Copy exactly, and only, the lines starting at the line with "Write a component" and ending at the line with "import React from 'react';". Leave every picture out of the copy.

### Material for this exercise
--- --- ---
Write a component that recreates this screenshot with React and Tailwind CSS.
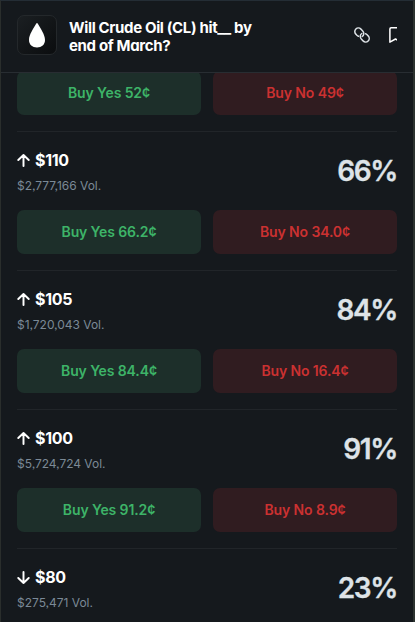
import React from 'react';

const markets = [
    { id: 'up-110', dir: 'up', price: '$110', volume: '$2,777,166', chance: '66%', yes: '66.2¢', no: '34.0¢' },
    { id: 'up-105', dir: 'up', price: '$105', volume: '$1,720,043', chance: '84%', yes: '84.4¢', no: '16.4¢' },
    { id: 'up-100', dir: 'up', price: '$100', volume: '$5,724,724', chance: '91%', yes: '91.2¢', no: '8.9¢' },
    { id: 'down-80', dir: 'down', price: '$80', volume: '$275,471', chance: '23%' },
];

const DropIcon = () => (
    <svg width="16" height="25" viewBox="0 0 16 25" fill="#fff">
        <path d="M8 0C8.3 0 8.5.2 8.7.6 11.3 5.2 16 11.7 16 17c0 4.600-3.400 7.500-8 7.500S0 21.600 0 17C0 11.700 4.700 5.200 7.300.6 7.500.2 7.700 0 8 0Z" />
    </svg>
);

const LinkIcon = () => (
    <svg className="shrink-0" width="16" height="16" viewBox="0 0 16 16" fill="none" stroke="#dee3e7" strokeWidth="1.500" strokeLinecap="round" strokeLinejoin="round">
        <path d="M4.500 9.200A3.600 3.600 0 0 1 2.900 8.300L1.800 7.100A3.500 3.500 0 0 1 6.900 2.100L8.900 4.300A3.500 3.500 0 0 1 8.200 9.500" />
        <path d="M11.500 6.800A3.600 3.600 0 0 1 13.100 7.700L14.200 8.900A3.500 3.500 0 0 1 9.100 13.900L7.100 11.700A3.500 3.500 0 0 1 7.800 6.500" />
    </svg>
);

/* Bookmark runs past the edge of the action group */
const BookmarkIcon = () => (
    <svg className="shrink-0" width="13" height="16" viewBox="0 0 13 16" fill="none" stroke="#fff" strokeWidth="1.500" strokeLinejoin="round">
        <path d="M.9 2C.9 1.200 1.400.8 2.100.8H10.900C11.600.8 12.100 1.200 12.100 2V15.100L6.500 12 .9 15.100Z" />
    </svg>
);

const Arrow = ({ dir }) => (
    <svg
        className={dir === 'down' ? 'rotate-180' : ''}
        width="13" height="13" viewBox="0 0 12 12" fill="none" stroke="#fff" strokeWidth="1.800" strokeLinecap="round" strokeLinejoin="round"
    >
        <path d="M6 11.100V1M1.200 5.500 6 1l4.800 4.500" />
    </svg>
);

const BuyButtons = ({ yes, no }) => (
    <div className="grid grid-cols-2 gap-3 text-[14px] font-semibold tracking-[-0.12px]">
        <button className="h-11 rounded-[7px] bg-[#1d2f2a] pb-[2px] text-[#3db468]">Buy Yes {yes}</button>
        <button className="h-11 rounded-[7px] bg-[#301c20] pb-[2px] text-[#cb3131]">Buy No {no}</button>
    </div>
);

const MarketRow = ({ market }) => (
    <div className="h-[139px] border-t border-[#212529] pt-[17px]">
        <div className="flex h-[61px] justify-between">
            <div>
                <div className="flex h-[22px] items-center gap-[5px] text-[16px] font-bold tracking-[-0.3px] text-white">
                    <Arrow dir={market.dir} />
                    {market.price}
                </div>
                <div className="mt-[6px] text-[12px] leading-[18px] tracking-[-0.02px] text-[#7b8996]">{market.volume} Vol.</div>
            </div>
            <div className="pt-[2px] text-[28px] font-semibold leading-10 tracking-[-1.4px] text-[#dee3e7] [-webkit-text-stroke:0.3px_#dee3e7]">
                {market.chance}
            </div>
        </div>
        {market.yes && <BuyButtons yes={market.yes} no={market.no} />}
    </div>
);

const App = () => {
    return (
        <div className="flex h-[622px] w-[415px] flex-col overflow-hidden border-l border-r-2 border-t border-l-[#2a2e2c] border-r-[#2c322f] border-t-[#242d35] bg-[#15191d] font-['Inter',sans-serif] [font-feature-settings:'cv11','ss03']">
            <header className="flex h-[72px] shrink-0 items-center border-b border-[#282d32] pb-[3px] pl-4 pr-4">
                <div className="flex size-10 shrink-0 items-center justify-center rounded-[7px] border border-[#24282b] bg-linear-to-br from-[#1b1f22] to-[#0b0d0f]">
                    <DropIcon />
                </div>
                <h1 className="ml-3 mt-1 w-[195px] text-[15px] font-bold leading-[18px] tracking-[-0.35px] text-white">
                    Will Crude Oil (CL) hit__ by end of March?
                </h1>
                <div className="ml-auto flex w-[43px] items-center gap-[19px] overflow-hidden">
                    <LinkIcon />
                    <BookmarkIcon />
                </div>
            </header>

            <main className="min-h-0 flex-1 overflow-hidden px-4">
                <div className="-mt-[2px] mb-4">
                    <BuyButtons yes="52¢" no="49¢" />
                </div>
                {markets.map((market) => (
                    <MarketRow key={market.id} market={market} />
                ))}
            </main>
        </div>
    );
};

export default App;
--- --- ---
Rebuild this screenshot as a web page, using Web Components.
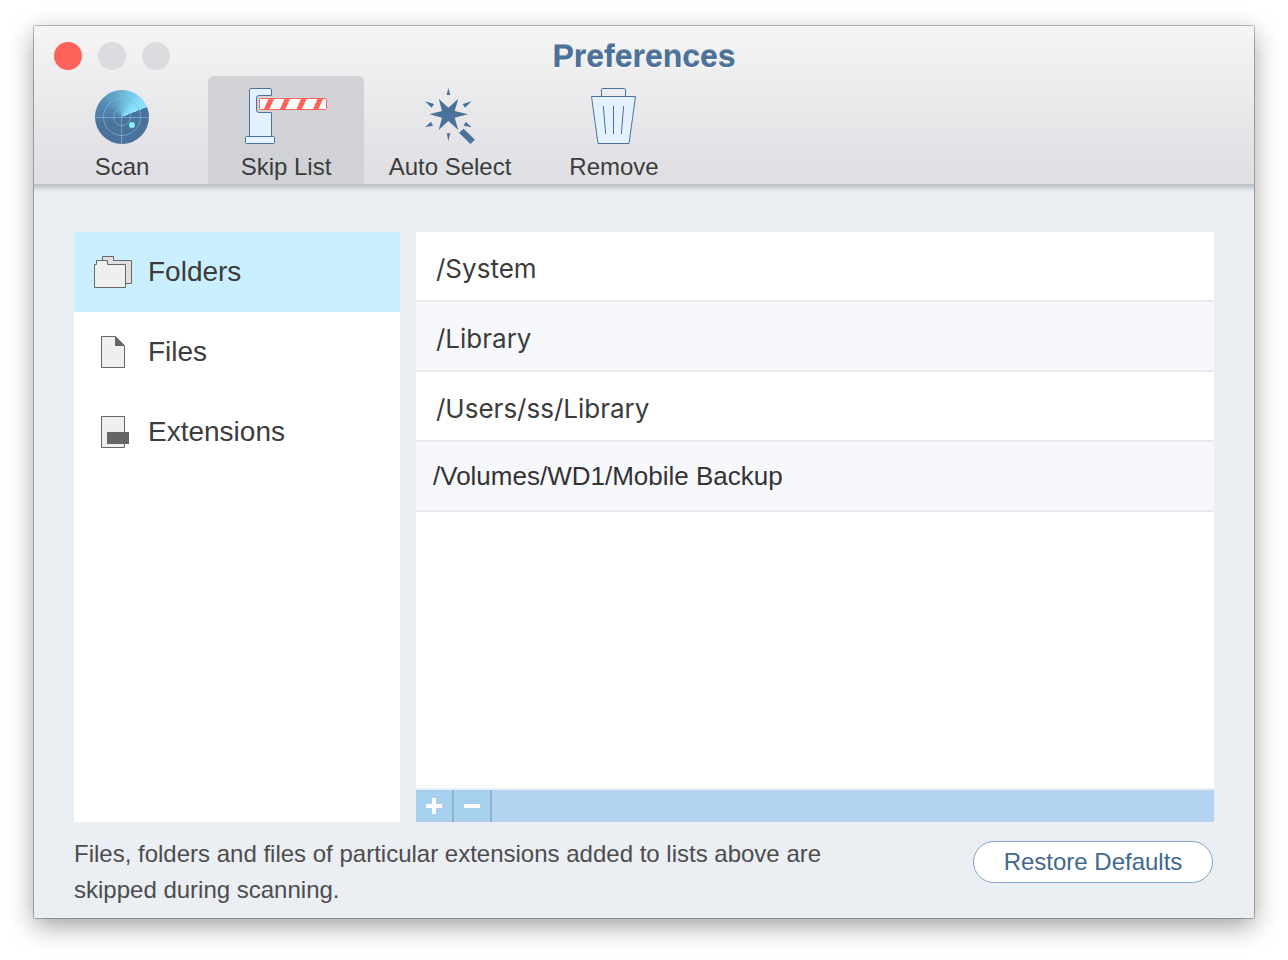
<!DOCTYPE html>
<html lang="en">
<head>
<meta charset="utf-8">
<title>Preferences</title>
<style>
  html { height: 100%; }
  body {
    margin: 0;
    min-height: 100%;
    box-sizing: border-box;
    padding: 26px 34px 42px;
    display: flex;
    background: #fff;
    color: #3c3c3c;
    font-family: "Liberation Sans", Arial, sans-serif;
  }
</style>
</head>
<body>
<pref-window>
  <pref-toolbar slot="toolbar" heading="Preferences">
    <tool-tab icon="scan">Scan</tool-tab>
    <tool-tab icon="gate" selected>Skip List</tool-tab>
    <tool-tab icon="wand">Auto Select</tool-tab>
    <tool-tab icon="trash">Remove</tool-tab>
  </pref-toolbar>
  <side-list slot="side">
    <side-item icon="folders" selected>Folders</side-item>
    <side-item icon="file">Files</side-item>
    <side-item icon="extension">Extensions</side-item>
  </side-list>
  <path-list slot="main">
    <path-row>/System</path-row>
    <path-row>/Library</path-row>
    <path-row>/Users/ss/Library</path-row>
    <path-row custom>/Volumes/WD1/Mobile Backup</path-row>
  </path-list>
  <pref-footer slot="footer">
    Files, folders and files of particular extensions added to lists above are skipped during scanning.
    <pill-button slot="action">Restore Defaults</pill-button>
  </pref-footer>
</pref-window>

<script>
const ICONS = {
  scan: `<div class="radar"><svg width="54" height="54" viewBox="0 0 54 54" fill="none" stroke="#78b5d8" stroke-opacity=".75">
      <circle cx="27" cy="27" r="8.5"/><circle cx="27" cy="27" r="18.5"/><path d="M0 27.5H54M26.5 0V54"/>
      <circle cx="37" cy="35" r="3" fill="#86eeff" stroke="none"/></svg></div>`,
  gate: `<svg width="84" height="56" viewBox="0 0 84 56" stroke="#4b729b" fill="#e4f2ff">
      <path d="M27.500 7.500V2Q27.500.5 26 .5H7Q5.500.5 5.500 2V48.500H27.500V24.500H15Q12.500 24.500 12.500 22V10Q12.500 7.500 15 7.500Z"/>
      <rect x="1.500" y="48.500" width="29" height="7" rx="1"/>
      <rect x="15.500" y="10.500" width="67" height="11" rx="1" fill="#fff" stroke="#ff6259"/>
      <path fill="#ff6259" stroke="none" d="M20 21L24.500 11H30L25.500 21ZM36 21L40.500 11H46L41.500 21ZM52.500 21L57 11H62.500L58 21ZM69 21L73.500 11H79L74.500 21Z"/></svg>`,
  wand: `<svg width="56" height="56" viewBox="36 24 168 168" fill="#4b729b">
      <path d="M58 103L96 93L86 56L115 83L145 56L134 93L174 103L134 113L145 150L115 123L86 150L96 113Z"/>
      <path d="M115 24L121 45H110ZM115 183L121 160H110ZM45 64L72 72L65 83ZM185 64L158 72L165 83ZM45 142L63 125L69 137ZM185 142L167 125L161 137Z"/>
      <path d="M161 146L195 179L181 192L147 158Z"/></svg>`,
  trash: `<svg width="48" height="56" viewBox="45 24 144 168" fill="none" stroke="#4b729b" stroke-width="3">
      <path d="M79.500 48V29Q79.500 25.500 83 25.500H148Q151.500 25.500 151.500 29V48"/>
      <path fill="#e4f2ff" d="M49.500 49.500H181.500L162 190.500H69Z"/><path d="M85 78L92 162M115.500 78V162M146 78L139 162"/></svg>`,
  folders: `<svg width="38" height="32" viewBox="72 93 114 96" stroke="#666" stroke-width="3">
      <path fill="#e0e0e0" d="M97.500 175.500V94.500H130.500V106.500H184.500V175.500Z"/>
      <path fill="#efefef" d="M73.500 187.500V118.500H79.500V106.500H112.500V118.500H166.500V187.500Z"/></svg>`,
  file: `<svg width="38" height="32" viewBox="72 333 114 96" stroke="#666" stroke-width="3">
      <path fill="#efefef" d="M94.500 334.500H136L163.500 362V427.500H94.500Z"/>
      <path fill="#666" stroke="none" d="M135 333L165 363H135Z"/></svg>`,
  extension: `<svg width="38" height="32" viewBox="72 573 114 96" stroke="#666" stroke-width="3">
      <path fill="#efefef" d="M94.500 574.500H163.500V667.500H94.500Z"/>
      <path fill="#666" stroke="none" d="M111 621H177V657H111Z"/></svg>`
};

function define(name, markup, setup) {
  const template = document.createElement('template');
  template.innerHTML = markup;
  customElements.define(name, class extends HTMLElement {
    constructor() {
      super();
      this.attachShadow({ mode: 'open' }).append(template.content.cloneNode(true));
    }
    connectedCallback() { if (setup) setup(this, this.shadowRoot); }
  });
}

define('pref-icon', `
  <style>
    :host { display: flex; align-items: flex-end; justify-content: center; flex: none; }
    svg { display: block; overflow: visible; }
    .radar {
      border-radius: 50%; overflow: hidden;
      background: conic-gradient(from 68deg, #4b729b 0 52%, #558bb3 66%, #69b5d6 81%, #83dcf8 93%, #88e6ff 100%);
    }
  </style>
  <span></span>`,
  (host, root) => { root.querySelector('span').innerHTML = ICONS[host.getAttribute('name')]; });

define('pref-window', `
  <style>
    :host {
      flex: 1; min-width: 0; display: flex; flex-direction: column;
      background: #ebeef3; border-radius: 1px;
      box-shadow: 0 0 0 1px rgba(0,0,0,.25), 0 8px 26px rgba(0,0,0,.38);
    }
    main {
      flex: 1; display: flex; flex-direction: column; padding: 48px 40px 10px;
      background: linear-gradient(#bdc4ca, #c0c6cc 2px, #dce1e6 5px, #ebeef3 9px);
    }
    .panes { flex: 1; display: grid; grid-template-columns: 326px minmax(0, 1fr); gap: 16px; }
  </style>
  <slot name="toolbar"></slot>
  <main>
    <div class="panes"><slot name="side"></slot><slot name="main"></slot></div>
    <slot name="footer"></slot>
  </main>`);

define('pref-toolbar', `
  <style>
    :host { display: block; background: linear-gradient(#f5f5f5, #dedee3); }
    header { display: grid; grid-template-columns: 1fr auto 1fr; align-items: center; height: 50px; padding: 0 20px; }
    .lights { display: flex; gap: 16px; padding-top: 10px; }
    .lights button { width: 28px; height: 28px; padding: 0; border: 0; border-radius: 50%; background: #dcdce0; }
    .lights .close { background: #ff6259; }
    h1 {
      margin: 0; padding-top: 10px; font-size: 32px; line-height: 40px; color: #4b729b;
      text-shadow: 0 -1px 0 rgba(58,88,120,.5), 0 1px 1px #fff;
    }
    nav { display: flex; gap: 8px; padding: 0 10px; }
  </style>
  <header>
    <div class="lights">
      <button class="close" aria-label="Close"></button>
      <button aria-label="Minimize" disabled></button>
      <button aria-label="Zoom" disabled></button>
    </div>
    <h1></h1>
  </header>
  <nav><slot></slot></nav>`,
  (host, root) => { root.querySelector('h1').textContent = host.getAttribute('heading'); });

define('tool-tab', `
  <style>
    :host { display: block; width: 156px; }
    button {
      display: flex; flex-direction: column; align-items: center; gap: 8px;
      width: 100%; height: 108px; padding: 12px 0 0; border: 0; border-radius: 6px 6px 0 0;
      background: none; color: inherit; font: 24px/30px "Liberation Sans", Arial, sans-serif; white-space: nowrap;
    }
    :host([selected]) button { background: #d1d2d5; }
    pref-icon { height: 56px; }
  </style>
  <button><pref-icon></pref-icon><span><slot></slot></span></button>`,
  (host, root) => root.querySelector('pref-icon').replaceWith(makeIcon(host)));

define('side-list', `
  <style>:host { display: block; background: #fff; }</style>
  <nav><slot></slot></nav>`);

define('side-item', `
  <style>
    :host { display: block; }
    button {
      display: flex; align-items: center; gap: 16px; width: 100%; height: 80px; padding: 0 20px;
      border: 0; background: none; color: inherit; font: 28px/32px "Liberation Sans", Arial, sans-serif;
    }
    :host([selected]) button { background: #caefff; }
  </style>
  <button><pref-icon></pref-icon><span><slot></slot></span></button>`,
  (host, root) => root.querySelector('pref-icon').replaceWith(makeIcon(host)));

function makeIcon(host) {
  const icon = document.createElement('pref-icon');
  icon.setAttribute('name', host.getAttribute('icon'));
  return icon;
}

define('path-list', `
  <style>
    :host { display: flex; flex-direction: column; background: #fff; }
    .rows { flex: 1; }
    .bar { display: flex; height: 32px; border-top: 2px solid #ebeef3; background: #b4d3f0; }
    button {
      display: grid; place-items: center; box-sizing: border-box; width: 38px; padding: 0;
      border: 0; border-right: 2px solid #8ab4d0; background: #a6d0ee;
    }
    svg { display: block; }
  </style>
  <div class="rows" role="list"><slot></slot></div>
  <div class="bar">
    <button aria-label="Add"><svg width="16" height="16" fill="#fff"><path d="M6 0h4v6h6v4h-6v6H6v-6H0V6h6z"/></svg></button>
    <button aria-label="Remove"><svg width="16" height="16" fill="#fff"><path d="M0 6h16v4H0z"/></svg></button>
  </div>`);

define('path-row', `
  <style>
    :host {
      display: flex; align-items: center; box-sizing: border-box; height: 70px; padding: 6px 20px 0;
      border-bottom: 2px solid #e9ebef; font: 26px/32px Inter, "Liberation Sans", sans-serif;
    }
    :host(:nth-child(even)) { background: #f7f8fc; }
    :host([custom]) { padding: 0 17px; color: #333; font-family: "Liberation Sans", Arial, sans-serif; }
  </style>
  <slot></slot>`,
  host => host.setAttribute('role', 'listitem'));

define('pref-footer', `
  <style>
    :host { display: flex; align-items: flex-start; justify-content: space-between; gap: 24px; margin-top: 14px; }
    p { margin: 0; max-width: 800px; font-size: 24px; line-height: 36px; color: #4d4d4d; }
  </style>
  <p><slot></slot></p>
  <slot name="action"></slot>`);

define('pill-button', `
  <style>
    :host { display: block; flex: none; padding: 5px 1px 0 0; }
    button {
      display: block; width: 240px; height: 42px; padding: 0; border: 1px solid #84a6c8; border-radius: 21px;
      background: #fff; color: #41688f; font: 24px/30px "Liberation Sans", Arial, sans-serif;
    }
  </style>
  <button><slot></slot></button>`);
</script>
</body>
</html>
--- --- ---
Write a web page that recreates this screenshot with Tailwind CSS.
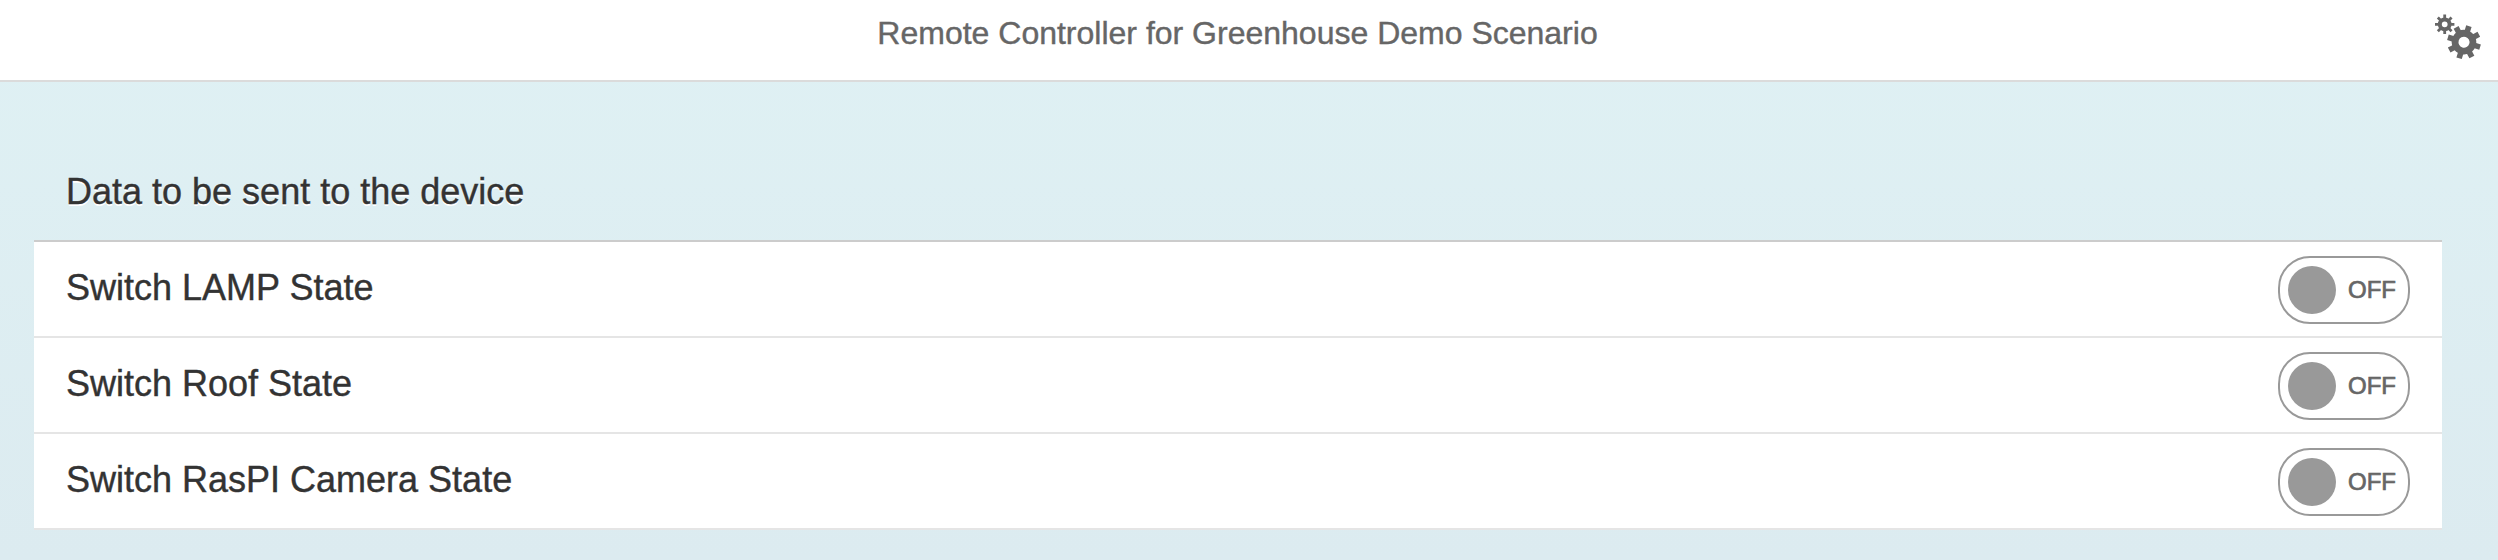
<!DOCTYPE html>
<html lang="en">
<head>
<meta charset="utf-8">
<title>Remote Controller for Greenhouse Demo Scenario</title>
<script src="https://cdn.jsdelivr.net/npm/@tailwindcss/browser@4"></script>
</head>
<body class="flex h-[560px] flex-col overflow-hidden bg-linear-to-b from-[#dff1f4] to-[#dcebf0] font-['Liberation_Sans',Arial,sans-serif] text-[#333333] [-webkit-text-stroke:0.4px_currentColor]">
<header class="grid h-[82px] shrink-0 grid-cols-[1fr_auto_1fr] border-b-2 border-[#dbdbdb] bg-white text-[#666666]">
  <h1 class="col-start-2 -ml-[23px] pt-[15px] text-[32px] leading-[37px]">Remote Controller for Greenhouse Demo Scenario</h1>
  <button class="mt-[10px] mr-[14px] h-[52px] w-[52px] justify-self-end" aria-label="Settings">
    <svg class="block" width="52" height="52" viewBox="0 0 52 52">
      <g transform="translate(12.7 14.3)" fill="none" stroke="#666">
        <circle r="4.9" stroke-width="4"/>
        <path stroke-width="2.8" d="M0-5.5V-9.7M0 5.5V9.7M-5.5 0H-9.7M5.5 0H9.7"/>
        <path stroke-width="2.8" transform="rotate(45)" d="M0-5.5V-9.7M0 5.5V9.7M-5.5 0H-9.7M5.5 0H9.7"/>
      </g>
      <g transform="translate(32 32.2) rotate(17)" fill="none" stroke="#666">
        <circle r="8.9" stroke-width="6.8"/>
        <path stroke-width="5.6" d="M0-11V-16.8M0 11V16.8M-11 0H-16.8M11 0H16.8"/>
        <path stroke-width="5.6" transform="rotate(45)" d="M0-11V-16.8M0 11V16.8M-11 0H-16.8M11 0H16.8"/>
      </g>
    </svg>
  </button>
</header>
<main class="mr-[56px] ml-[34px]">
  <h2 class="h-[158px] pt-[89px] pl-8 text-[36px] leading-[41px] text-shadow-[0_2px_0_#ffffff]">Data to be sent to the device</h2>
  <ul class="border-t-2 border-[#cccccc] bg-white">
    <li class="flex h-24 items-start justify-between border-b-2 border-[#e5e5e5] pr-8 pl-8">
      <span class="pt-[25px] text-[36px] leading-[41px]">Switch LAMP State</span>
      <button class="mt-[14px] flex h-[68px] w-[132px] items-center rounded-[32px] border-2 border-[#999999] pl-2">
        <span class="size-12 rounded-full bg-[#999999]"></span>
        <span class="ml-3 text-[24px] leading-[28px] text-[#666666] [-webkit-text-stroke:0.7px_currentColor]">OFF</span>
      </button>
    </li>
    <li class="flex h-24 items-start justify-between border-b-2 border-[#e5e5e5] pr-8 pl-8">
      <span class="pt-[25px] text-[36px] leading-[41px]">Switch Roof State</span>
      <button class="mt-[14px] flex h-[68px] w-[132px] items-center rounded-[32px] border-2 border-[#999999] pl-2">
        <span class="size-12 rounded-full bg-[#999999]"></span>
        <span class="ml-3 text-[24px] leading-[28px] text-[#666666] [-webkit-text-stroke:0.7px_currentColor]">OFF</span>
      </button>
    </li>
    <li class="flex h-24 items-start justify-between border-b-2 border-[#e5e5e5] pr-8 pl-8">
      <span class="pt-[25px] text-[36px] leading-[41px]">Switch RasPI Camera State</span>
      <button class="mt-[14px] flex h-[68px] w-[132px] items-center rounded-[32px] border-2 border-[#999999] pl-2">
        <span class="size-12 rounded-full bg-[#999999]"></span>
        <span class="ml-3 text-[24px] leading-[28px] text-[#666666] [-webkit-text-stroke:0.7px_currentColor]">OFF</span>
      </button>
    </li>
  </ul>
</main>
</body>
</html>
--- --- ---
### Answer to this exercise
Write a component that recreates this screenshot with React and Tailwind CSS.
import React from 'react';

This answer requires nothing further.